Method of steganography used

Each pixel in the image contains three colours, red, green, and blue. Their values range from $0$ to $255$ ($2^8$ values, $8$ bits). By adjusting each colour value to the nearest value (random direction) that corresponds with a binary representation of your text data, we're able to encode bitlevel bits of information in each colour channel of each pixel under $\text{mod } 2^{\text{bitlevel}}$ modular arithmetic.

For example: at bitlevel = $3$, we're working with $2^3 = \text{mod } 8$ arithmetic. If our character is an 'a', that is, $97$ or $1100001$, the first $3$ bits are $110$, or $6$, we adjust the first colour channel value to the nearest value whose remainder under division by $8$ is $6$, thereby encoding the bits. This changes the least significant $3$ bits to store the information and leaves $5$ bits of colour data. This naturally introduces some noise, but is completely invisible at low bitlevels (up to about $\text{3--4}$). At $8$ bits, the entire underlying image is lost, as $0$ bits of colour information are retained of each channel.
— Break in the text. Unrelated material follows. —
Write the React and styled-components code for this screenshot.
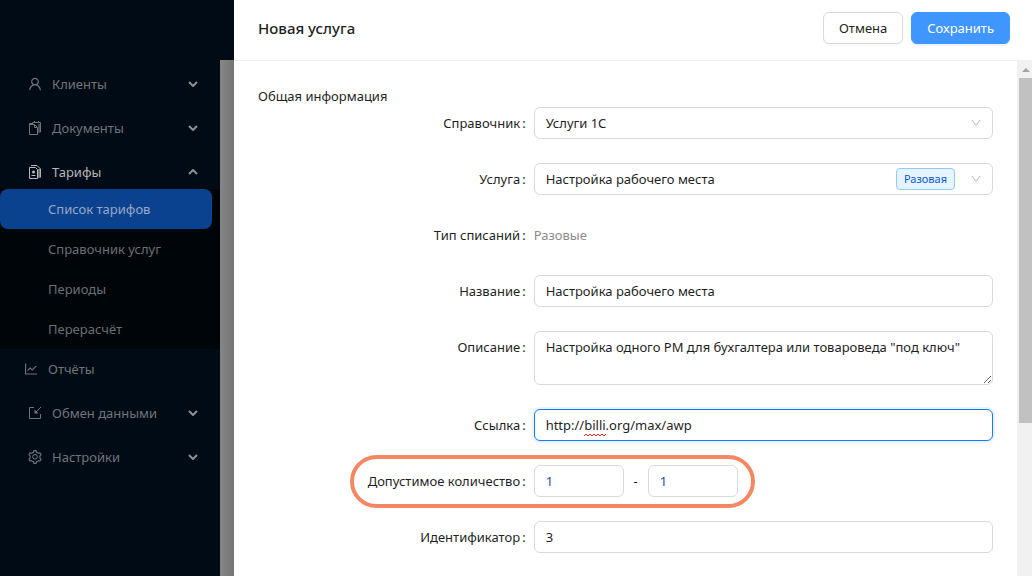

• N.B. All printable characters can be represented with 7 bits, and therefore the only functional difference between -b 8 and -b 7 is that the former destroys more of the image.

Initialisation sequence

The first $8$ pixels of any encoding are used for a sequence of alternating bits to identify the beginning of a message. The second $8$ pixels are used to encode length information about the message, so the program knows where to stop. If you encode an image with bitlevel $8$, you'll see this as $8$ gray/white pixels in the top left, followed by $8$ mostly black and then a coloured pixel or two, as below.

Space considerations

Calculating required image size

Given $N$ bytes of text data, the number of pixels this requires is exactly $$\frac{8N}{3\cdot\text{bitlevel}} + 16$$ The $+ 16$ comes from the message initialisation sequence. For a square image, then, one needs a $$\sqrt{\frac{8N}{3\cdot\text{bitlevel}} + 16}$$ wide and tall image, dimensions rounded up. For, say, $15\text{kB}$ at $\text{bitlevel}=3$, this means a $116 \times 116$ picture.

Calculating image storage capacity

Given a $W \times H$ image, the data storage capacity without the initialisation sequences is $\frac{3WH\cdot\text{bitlevel}}{\text{skipping}}$ bits. Subtracting from it the initial sequence, $3\cdot16\cdot\text{bitlevel}\cdot\text{skipping}$ bits, we're left with

$$\frac{3\cdot\text{bitlevel}}{8}\left\lbrack\frac{W\cdot H}{S} - 16\cdot S - \text{offset}\right\rbrack$$

bytes of storage. This way, for instance, the absolute maximum storage capacity of a 400 x 400 image is about 60kB, destroying all the colour information.

Note that compressing the image after encoding will likely destroy the encoded information as it relies on precise numerical values.

Included examples

I've encoded something into the ./resources/example_encoded.png that you can test the program on. Simply run python stegano.py example_encoded.png -d > result.txt to see what it is.